-- start of Data lines --

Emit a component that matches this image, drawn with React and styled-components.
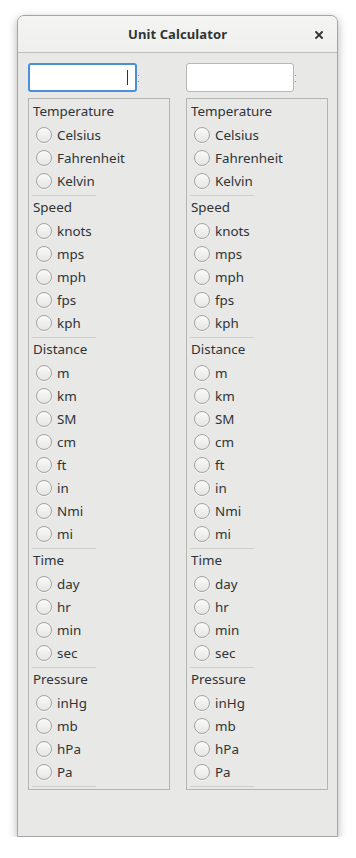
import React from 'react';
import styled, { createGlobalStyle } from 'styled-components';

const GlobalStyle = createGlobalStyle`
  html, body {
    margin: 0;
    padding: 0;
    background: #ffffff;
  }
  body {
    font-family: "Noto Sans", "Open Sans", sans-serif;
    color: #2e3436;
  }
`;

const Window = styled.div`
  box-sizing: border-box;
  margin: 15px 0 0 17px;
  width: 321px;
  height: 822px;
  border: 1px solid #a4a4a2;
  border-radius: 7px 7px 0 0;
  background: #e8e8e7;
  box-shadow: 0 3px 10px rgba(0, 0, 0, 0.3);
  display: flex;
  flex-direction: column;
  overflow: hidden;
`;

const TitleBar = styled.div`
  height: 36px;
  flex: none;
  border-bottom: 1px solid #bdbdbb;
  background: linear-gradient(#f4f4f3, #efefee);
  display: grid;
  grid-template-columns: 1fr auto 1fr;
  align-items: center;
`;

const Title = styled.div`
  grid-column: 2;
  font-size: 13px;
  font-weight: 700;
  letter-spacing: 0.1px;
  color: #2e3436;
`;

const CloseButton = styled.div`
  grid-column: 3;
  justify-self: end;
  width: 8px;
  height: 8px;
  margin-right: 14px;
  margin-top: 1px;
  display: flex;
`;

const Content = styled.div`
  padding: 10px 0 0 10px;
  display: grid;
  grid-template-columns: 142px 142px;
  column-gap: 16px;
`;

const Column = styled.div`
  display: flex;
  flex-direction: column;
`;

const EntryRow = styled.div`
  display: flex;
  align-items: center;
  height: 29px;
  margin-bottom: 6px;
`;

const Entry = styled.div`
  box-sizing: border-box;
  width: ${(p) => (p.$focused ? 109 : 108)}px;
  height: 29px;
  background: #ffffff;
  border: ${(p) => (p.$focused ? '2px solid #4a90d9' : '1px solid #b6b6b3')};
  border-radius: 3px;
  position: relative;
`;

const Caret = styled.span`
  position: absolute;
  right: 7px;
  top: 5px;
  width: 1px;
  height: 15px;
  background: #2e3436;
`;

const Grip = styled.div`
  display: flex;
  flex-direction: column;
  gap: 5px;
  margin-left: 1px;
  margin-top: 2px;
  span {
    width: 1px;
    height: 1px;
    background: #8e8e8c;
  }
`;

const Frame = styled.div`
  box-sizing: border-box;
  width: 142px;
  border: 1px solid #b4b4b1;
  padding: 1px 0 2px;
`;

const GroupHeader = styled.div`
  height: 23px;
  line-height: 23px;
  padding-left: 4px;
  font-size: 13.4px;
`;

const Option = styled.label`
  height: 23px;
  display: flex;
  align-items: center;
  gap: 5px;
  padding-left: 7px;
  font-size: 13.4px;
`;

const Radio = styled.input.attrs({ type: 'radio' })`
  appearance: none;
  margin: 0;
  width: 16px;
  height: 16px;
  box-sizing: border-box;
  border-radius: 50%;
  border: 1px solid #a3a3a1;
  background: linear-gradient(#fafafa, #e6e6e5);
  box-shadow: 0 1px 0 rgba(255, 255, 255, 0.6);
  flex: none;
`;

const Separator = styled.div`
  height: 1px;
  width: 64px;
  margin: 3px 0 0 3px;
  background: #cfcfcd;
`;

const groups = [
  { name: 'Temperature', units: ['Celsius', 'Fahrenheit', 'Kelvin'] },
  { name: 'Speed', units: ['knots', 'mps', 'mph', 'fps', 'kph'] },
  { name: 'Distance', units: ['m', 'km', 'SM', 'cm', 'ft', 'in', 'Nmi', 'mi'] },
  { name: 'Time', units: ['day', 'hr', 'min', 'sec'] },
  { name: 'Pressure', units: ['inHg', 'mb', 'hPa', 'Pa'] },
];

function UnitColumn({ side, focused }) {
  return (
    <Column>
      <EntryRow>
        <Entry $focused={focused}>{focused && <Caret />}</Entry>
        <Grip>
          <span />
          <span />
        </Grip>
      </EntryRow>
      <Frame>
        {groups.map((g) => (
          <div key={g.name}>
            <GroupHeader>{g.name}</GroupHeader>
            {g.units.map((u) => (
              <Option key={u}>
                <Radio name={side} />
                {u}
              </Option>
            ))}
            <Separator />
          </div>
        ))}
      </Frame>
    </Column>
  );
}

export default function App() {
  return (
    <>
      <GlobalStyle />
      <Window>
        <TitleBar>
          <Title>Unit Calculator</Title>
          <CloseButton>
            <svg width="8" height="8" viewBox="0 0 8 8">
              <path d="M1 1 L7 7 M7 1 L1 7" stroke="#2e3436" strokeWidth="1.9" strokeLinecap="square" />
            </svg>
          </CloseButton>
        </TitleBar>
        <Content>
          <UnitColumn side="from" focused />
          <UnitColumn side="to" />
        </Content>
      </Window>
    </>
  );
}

-- end of Data lines --

**The problem**
Lines that hold the word "components" are the ones to return, every one of them.

**Expected answer**
Emit a component that matches this image, drawn with React and styled-components.
import styled, { createGlobalStyle } from 'styled-components';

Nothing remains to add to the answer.